Stimmen zur Veranstaltung: 

Botschafter Gregor Woschnagg (war unter anderem als österreichischer Spitzendiplomat maßgeblich an den Beitrittsverhandlungen Österreichs zur EU beteiligt):
Im Rahmen einer ausgebuchten Veranstaltung schilderte der weltweit gefragte Dressurausbildner Arthur Kottas-Heldenberg im Wiener Rennverein seine umfassende Ausbildung in der Spanischen Hofreitschule. Um den angestrebten „tiefen Sitz“ zu erreichen, müssen die Eleven zuerst über mehrere Jahre – und auch später immer wieder – longiert werden. Arthur Kottas-Heldenberg  wurde auf Grund seiner Begabungen und seines Pferdeverständnisses zum jüngsten Oberbereiter in der Geschichte der Spanischen Hofreitschule befördert. Er war als Erster Oberbereiter bis zu seinem Ausscheiden im Jahr 2002 für die „Reitbahn“ zuständig und dadurch auch für die Ausbildung der Eleven, Bereiter und Oberbereiter verantwortlich. Seine profunde Ausbildung und sein großer Respekt für die Begabungen der Lipizzaner  haben wesentlich zum hohen internationalen Standard und zum internationalen Ansehen der Spanischen Hofreitschule beigetragen.

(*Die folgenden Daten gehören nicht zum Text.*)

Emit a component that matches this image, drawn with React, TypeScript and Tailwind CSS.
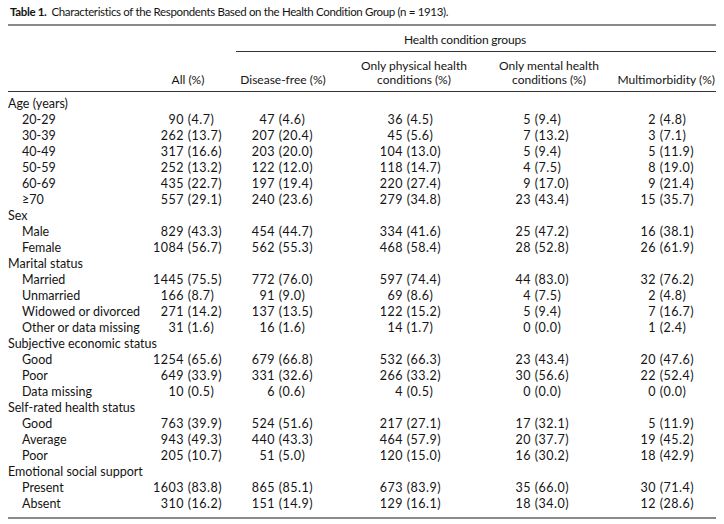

Rechtsanwältin Nina Ollinger (Recht und Pferd im NÖ Pferdesportverband) an Präsidenten Otto Kurt Knoll (Reitkultur-Verein Weiß-Blau-Gold):
Wir wollten uns ganz herzlich bei dir für den tollen Abend im Rennverein bedanken. Deine Veranstaltungen sind immer von ganz spezieller hoher Qualität! Die Ausführungen von Reitmeister Kottas-Heldenberg haben uns sehr berührt und das Ambiente ist ohnehin unübertroffen. Danke, dass wir Dank dir so tolle Erlebnisse haben dürfen!